Par ailleurs, il observe qu’une prairie semée au printemps (fétuque, RGA, TB, plantain) a fourni 2 t de MS/ha au premier tour de pâturage avant l’été. Le troupeau y est revenu fin septembre et, au total, la parcelle devrait produire 5-6 t cette année. Les prairies plus âgées se révèlent plus productives. À l’avenir, il ne refera les prairies que si elles en ont vraiment besoin. Car les plus anciennes se comportent très bien après la sécheresse. Sur les parcelles semées il y a quatre ans, la densité a été pénalisée par la sécheresse, il y a quelques trous. Mais le trèfle et le ray-grass sont montés en graines, favorisant la régénération. L’éleveur ne va donc pas ressemer.
L’erreur aurait été de décapitaliser
Cependant, Baptiste Coënt a acheté 100 rounds de foin bio pour passer l’été. D’habitude, il produit les 500 rounds de fourrages dont il a besoin pour l’année. Il a décidé qu’il ne décapitaliserait qu’en dernier recours mais n’a pas eu besoin de le faire. « La pluie finit toujours par revenir. Et cet automne, j’ai besoin de tous mes animaux pour pâturer mon herbe. »
Il conduit son troupeau en vêlages groupés au printemps et passe généralement en monotraite en fin de saison, vers le mois de septembre. À cause du manque de fourrages, il a démarré dès la mi-juillet cette année. La production moyenne est tombée à 9 l/jour au plus bas. Le retour au pâturage a permis de remonter à 12 l, à 48 de TB et 36,5 de TP. Sur le plan sanitaire, les vaches se sont bien comportées. Les vaches confirmées pleines ne sont pas revenues en chaleurs.

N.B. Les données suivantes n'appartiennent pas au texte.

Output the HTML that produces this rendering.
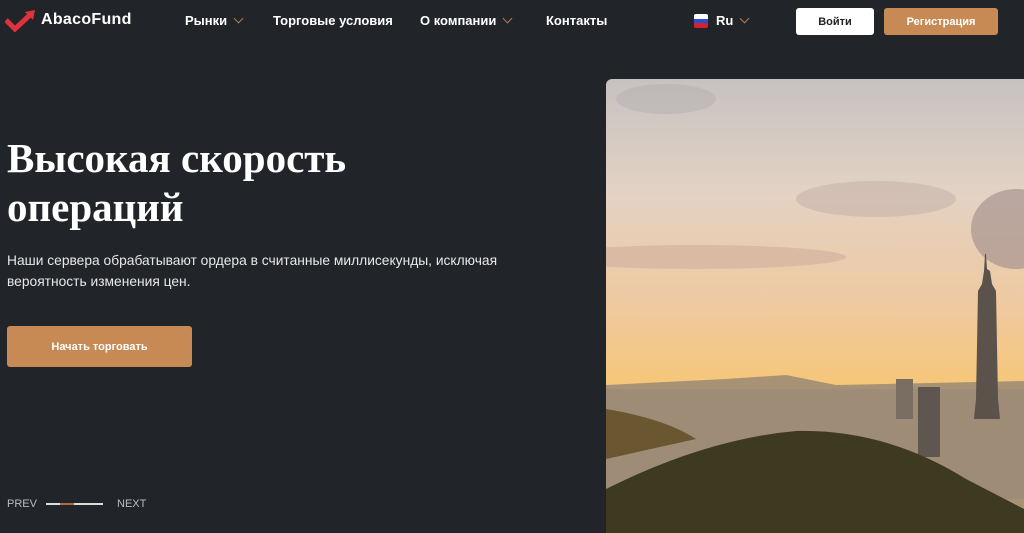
<!DOCTYPE html>
<html><head><meta charset="utf-8"><style>
*{margin:0;padding:0;box-sizing:border-box}
body{width:1024px;height:533px;overflow:hidden;background:#212429;font-family:"Liberation Sans",sans-serif;color:#fff;position:relative}
.nav a{position:absolute;top:13px;font-size:13px;font-weight:bold;color:#fff;white-space:nowrap}
.chev{display:inline-block;width:7px;height:7px;border-right:1.5px solid #b07a4c;border-bottom:1.5px solid #b07a4c;transform:rotate(45deg);margin-left:8px;position:relative;top:-3px}
.btn{position:absolute;border-radius:3px;font-size:11px;font-weight:bold;display:flex;align-items:center;justify-content:center}
</style></head><body>
<svg style="position:absolute;left:5px;top:10px" width="32" height="22" viewBox="0 0 32 22"><path d="M1 10 L10 19 L26 4" stroke="#e0323c" stroke-width="5" fill="none"/><path d="M20 2 L30 0 L28 10 Z" fill="#e0323c"/></svg>
<div style="position:absolute;left:41px;top:11px;font-size:16px;font-weight:bold;letter-spacing:.3px">AbacoFund</div>
<div class="nav">
<a style="left:185px">Рынки<span class="chev"></span></a>
<a style="left:273px">Торговые условия</a>
<a style="left:420px">О компании<span class="chev"></span></a>
<a style="left:546px">Контакты</a>
<a style="left:716px">Ru<span class="chev"></span></a>
</div>
<div style="position:absolute;left:694px;top:14px;width:14px;height:14px;border-radius:2px;overflow:hidden"><div style="height:5px;background:#fff"></div><div style="height:4px;background:#2a4fd0"></div><div style="height:5px;background:#d3222e"></div></div>
<div class="btn" style="left:796px;top:8px;width:78px;height:27px;background:#fff;color:#222">Войти</div>
<div class="btn" style="left:884px;top:8px;width:114px;height:27px;background:#c88a55;color:#fff">Регистрация</div>
<div style="position:absolute;left:7px;top:134px;font-family:'Liberation Serif',serif;font-weight:bold;font-size:41px;line-height:49px">Высокая скорость<br>операций</div>
<div style="position:absolute;left:7px;top:250px;font-size:13.8px;line-height:21px;color:#e8e8e8">Наши сервера обрабатывают ордера в считанные миллисекунды, исключая<br>вероятность изменения цен.</div>
<div class="btn" style="left:7px;top:326px;width:185px;height:41px;background:#c88a55;color:#fff">Начать торговать</div>
<div style="position:absolute;left:7px;top:498px;font-size:11px;color:#bbb">PREV</div>
<div style="position:absolute;left:46px;top:503px;width:57px;height:2px;background:#ddd"><div style="margin-left:14px;width:14px;height:2px;background:#b06a3c"></div></div>
<div style="position:absolute;left:117px;top:498px;font-size:11px;color:#bbb">NEXT</div>
<svg style="position:absolute;left:606px;top:79px;border-top-left-radius:6px" width="418" height="454" viewBox="0 0 418 454">
<defs><linearGradient id="s" x1="0" y1="0" x2="0" y2="1">
<stop offset="0" stop-color="#c6c2c0"/><stop offset=".25" stop-color="#e3d2c4"/><stop offset=".5" stop-color="#efc9a0"/><stop offset=".68" stop-color="#f6c777"/><stop offset=".8" stop-color="#f2b95a"/></linearGradient></defs>
<rect width="418" height="454" fill="url(#s)"/>
<ellipse cx="90" cy="178" rx="150" ry="12" fill="#c9a898" opacity=".5"/>
<ellipse cx="270" cy="120" rx="80" ry="18" fill="#c2aea6" opacity=".5"/>
<ellipse cx="410" cy="150" rx="45" ry="40" fill="#9c8b88" opacity=".6"/>
<ellipse cx="60" cy="20" rx="50" ry="15" fill="#aeaaac" opacity=".4"/>
<path d="M0 306 L120 300 L180 296 L230 306 L418 302 L418 454 L0 454Z" fill="#a79276"/>
<path d="M0 310 L418 310 L418 420 L0 420Z" fill="#9a8a78" opacity=".7"/>
<rect x="290" y="300" width="17" height="40" fill="#7a6e62"/><rect x="312" y="308" width="22" height="70" fill="#5e564f"/>
<path d="M379 175 L380 175 L381 190 L384 192 L386 205 L390 212 L392 320 L394 340 L368 340 L370 320 L372 212 L376 205 L378 192Z" fill="#5b524c"/>
<path d="M0 330 Q60 340 90 360 L0 380Z" fill="#6b5632"/>
<path d="M0 454 L0 410 Q100 360 190 352 Q280 350 360 400 L418 430 L418 454Z" fill="#3e3a22"/>
</svg>
</body></html>
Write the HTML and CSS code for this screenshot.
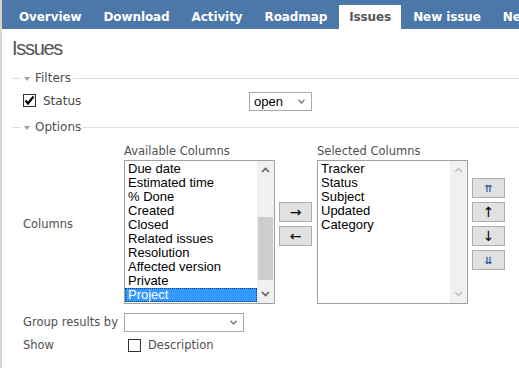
FILE: index.html
```html
<!DOCTYPE html>
<html lang="en">
<head>
    <meta charset="UTF-8">
    <title>Issues</title>
    <link rel="stylesheet" href="styles.css">
</head>
<body>

    <div class="tabs">
        <a class="tab">Overview</a>
        <a class="tab">Download</a>
        <a class="tab">Activity</a>
        <a class="tab">Roadmap</a>
        <a class="tab selected">Issues</a>
        <a class="tab">New issue</a>
        <a class="tab">News</a>
    </div>

    <div class="content">
        <h2>Issues</h2>

        <div class="legend"><span class="toggle"></span>Filters</div>
        <div class="filter-row">
            <span class="check checked">
                <svg width="11" height="11" viewBox="0 0 11 11"><path d="M1.5 5.5 L4 8.5 L9.5 1.5" fill="none" stroke="#000" stroke-width="2.2"/></svg>
            </span>
            <span class="filter-label">Status</span>
            <span class="select status-select">open<svg class="chev" width="7" height="5" viewBox="0 0 7 5"><path d="M0.5 0.8 L3.5 4 L6.5 0.8" fill="none" stroke="#777" stroke-width="1.4"/></svg></span>
        </div>

        <div class="legend options-legend"><span class="toggle"></span>Options</div>

        <div class="option-row columns-row">
            <div class="option-label">Columns</div>
            <div class="columns">
                <div class="col-block">
                    <div class="col-title">Available Columns</div>
                    <div class="listbox">
                        <div class="items">
                            <div class="item">Due date</div>
                            <div class="item">Estimated time</div>
                            <div class="item">% Done</div>
                            <div class="item">Created</div>
                            <div class="item">Closed</div>
                            <div class="item">Related issues</div>
                            <div class="item">Resolution</div>
                            <div class="item">Affected version</div>
                            <div class="item">Private</div>
                            <div class="item active">Project</div>
                        </div>
                        <div class="scrollbar">
                            <svg class="arrow-up" width="9" height="6" viewBox="0 0 9 6"><path d="M1 5 L4.5 1.5 L8 5" fill="none" stroke="#606060" stroke-width="1.6"/></svg>
                            <div class="track"><div class="thumb"></div></div>
                            <svg class="arrow-down" width="9" height="6" viewBox="0 0 9 6"><path d="M1 1 L4.5 4.5 L8 1" fill="none" stroke="#606060" stroke-width="1.6"/></svg>
                        </div>
                    </div>
                </div>

                <div class="buttons move-buttons">
                    <span class="btn">&rarr;</span>
                    <span class="btn">&larr;</span>
                </div>

                <div class="col-block">
                    <div class="col-title">Selected Columns</div>
                    <div class="listbox">
                        <div class="items">
                            <div class="item">Tracker</div>
                            <div class="item">Status</div>
                            <div class="item">Subject</div>
                            <div class="item">Updated</div>
                            <div class="item">Category</div>
                        </div>
                        <div class="scrollbar disabled">
                            <svg class="arrow-up" width="9" height="6" viewBox="0 0 9 6"><path d="M1 5 L4.5 1.5 L8 5" fill="none" stroke="#c4c4c4" stroke-width="1.6"/></svg>
                            <div class="track"></div>
                            <svg class="arrow-down" width="9" height="6" viewBox="0 0 9 6"><path d="M1 1 L4.5 4.5 L8 1" fill="none" stroke="#c4c4c4" stroke-width="1.6"/></svg>
                        </div>
                    </div>
                </div>

                <div class="buttons order-buttons">
                    <span class="btn small">&#8648;</span>
                    <span class="btn">&uarr;</span>
                    <span class="btn">&darr;</span>
                    <span class="btn small">&#8650;</span>
                </div>
            </div>
        </div>

        <div class="option-row group-row">
            <div class="option-label">Group results by</div>
            <span class="select group-select"><svg class="chev" width="7" height="5" viewBox="0 0 7 5"><path d="M0.5 0.8 L3.5 4 L6.5 0.8" fill="none" stroke="#777" stroke-width="1.4"/></svg></span>
        </div>

        <div class="option-row show-row">
            <div class="option-label">Show</div>
            <span class="check"></span>
            <span class="show-label">Description</span>
        </div>
    </div>

</body>
</html>
```

FILE: styles.css
```css
body {
    margin: 0;
    min-height: 368px;
    font-family: "DejaVu Sans", Verdana, sans-serif;
    font-size: 11px;
    color: #505050;
    background-color: #ffffff;
    border-left: 2px solid #d9d3ca;
    box-sizing: border-box;
}

.tabs {
    display: flex;
    align-items: flex-end;
    height: 29px;
    padding-left: 7px;
    background-color: #4b77a9;
    white-space: nowrap;
    overflow: hidden;
}

.tab {
    flex: none;
    height: 24px;
    line-height: 24px;
    margin-right: 2px;
    padding: 0 10px;
    font-size: 12px;
    font-weight: bold;
    letter-spacing: -0.1px;
    color: #ffffff;
}

.tab.selected {
    background-color: #ffffff;
    color: #555;
}

.content {
    padding-left: 10px;
}

h2 {
    margin: 8px 0 0;
    height: 22px;
    line-height: 22px;
    font-family: "Liberation Sans", Arial, sans-serif;
    font-size: 20px;
    font-weight: normal;
    letter-spacing: -1.3px;
    color: #555;
}

.legend {
    display: flex;
    align-items: center;
    height: 14px;
    margin-top: 12px;
    font-size: 12px;
    color: #505050;
}

.legend::before {
    content: "";
    width: 9px;
    height: 1px;
    margin-right: 3px;
    background-color: #dddddd;
}

.legend::after {
    content: "";
    flex: 1;
    height: 1px;
    margin-left: 2px;
    background-color: #dddddd;
}

.toggle {
    width: 0;
    height: 0;
    margin: 1px 5px 0 0;
    border-left: 3.5px solid transparent;
    border-right: 3.5px solid transparent;
    border-top: 4px solid #a0a0a0;
}

.options-legend {
    margin-top: 9px;
}

.filter-row {
    display: flex;
    align-items: center;
    height: 20px;
    margin-top: 6px;
    padding-left: 11px;
}

.check {
    flex: none;
    display: flex;
    align-items: center;
    justify-content: center;
    width: 13px;
    height: 13px;
    box-sizing: border-box;
    border: 1px solid #333;
    background-color: #ffffff;
}

.filter-row .check {
    margin-top: -2px;
}

.filter-label {
    width: 213px;
    padding-left: 7px;
    box-sizing: border-box;
    font-size: 12px;
    color: #484848;
}

.select {
    display: flex;
    align-items: center;
    justify-content: space-between;
    height: 19px;
    box-sizing: border-box;
    padding: 0 6px 0 4px;
    border: 1px solid #a9a9a9;
    background-color: #ffffff;
    font-family: "Liberation Sans", Arial, sans-serif;
    font-size: 13px;
    color: #000;
}

.select .chev {
    margin-left: auto;
}

.status-select {
    width: 63px;
}

.option-row {
    display: flex;
    align-items: center;
    padding-left: 11px;
}

.option-label {
    flex: none;
    width: 101px;
    font-size: 11.5px;
    color: #505050;
}

.columns-row {
    margin-top: 10px;
}

.columns {
    display: flex;
    align-items: flex-start;
}

.col-title {
    height: 14px;
    line-height: 14px;
    margin-bottom: 2px;
    font-size: 11.5px;
    color: #505050;
}

.listbox {
    display: flex;
    width: 151px;
    height: 144px;
    box-sizing: border-box;
    border: 1px solid #a0a0a0;
    background-color: #ffffff;
}

.items {
    flex: 1;
    padding-top: 1px;
    font-family: "Liberation Sans", Arial, sans-serif;
    font-size: 13px;
    color: #000;
}

.item {
    height: 14px;
    line-height: 14px;
    padding-left: 3px;
    white-space: nowrap;
}

.item.active {
    background-color: #3399ff;
    color: #ffffff;
    outline: 1px dotted #0c3f80;
    outline-offset: -1px;
}

.scrollbar {
    display: flex;
    flex-direction: column;
    align-items: center;
    width: 17px;
    background-color: #f0f0f0;
}

.arrow-up {
    margin: 6px 0 5px;
}

.arrow-down {
    margin: 5px 0 6px;
}

.track {
    flex: 1;
    display: flex;
    flex-direction: column;
    justify-content: flex-end;
    width: 100%;
}

.thumb {
    height: 63px;
    margin: 0 1px 6px;
    background-color: #cdcdcd;
}

.buttons {
    display: flex;
    flex-direction: column;
    gap: 4px;
}

.move-buttons {
    margin: 58px 5px 0 4px;
}

.order-buttons {
    margin: 34px 0 0 4px;
}

.btn {
    display: flex;
    align-items: center;
    justify-content: center;
    width: 33px;
    height: 20px;
    box-sizing: border-box;
    border: 1px solid #adadad;
    background-color: #e1e1e1;
    font-size: 14px;
    color: #000;
}

.btn.small {
    font-size: 10px;
    font-weight: bold;
    color: #3a5fa8;
}

.group-row {
    margin-top: 8px;
    height: 20px;
}

.group-select {
    width: 120px;
}

.show-row {
    margin-top: 4px;
    height: 18px;
}

.show-row .check {
    margin-left: 4px;
    border-color: #333;
}

.show-label {
    padding-left: 7px;
    font-size: 11.5px;
    color: #505050;
}
```
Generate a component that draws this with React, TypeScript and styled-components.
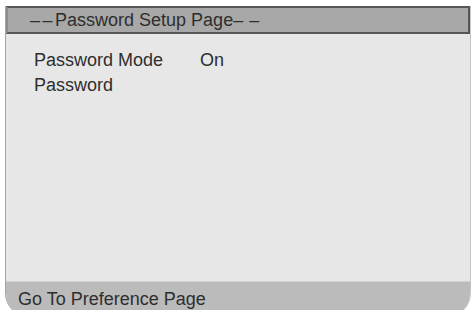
import React from "react";
import styled, { createGlobalStyle } from "styled-components";

const Global = createGlobalStyle`
  html, body { margin: 0; padding: 0; background: #ffffff; }
  body { width: 471px; height: 310px; overflow: hidden; }
`;

const Frame = styled.div`
  margin: 6px 0 0 5px;
  width: 464px;
  height: 311px;
  display: flex;
  flex-direction: column;
  font-family: "Liberation Sans", Arial, sans-serif;
  font-size: 18px;
  color: #2e2e2e;
  border-left: 1px solid #a4a4a4;
  border-right: 1px solid #c6c6c6;
  border-radius: 0 0 24px 24px;
  overflow: hidden;
  background: #e7e7e7;
`;

const Header = styled.div`
  height: 28px;
  box-sizing: border-box;
  background: #a8a8a8;
  border: 2px solid #565656;
  border-left-color: #8c8c8c;
  display: flex;
  align-items: center;
  padding-left: 22px;
  line-height: 20px;
  white-space: pre;
`;

const Dashes = styled.span<{ $gap: number }>`
  letter-spacing: ${(p) => p.$gap}px;
`;

const Body = styled.div`
  flex: 1;
  padding: 14px 0 0 28px;
  display: flex;
  flex-direction: column;
`;

const Row = styled.div`
  display: flex;
  height: 25px;
  line-height: 25px;
`;

const Label = styled.span`
  width: 166px;
`;

const Footer = styled.div`
  height: 36px;
  box-sizing: border-box;
  background: #bbbbbb;
  border-top: 1px solid #d0d0d0;
  padding: 7px 0 0 12px;
  line-height: 20px;
`;

export default function App() {
  return (
    <>
      <Global />
      <Frame>
        <Header>
          <Dashes $gap={2.5}>––</Dashes>Password Setup Page<Dashes $gap={0.5}>– –</Dashes>
        </Header>
        <Body>
          <Row>
            <Label>Password Mode</Label>
            <span>On</span>
          </Row>
          <Row>
            <Label>Password</Label>
          </Row>
        </Body>
        <Footer>Go To Preference Page</Footer>
      </Frame>
    </>
  );
}
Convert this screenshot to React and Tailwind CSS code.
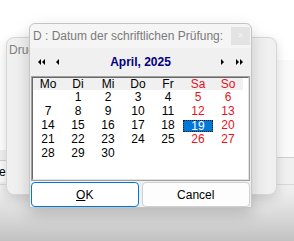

Baptiste est satisfait d’avoir passé cet été hors normes dans ces conditions. Cependant, il reconnaît qu’une succession d’années de ce type lui poserait problème pour constituer les stocks dont il a besoin en hiver. Mais l’idée de revenir au maïs ne l’effleure pas. « Le potentiel de rendement du maïs ici est de 8 à 12 t de MS/ha en bio. Les prairies peuvent fournir autant. Sur une rotation prairie-maïs-prairie, la production fourragère en trois ans est moindre qu’avec de l’herbe. » De plus, ce système herbager se révèle bien moins sensible aux à-coups de l’inflation. Il est plus sécurisant car l’herbe peut être pâturée en plat unique dès qu’elle repart.
Dans les mois qui viennent et jusqu’à la mise à l’herbe, Baptiste réservera ses stocks d’enrubannés aux vaches en production. Les autres animaux auront du foin. Il réalise la moitié de son chiffre d’affaires annuel sur les trois premiers mois de lactation au printemps. Il doit donc disposer d’un fourrage de qualité à ce moment-là et notamment de stocks, au cas où la pousse ne soit pas suffisante.
Cette conduite a permis de tenir mais les conséquences économiques ne sont pas négligeables. Les recettes de vente de lait vont baisser d’environ 40 000 € du fait du recul de la production et les achats de fourrages ont coûté 5 000 €. Par ailleurs, dans les prairies prévues pour faire du bale-grazing, le stock sur pied est moins important que d’habitude. Cet hiver, l’éleveur devra donc distribuer davantage de fourrages et garder plus d’animaux au bâtiment. Les besoins en carburant vont donc augmenter.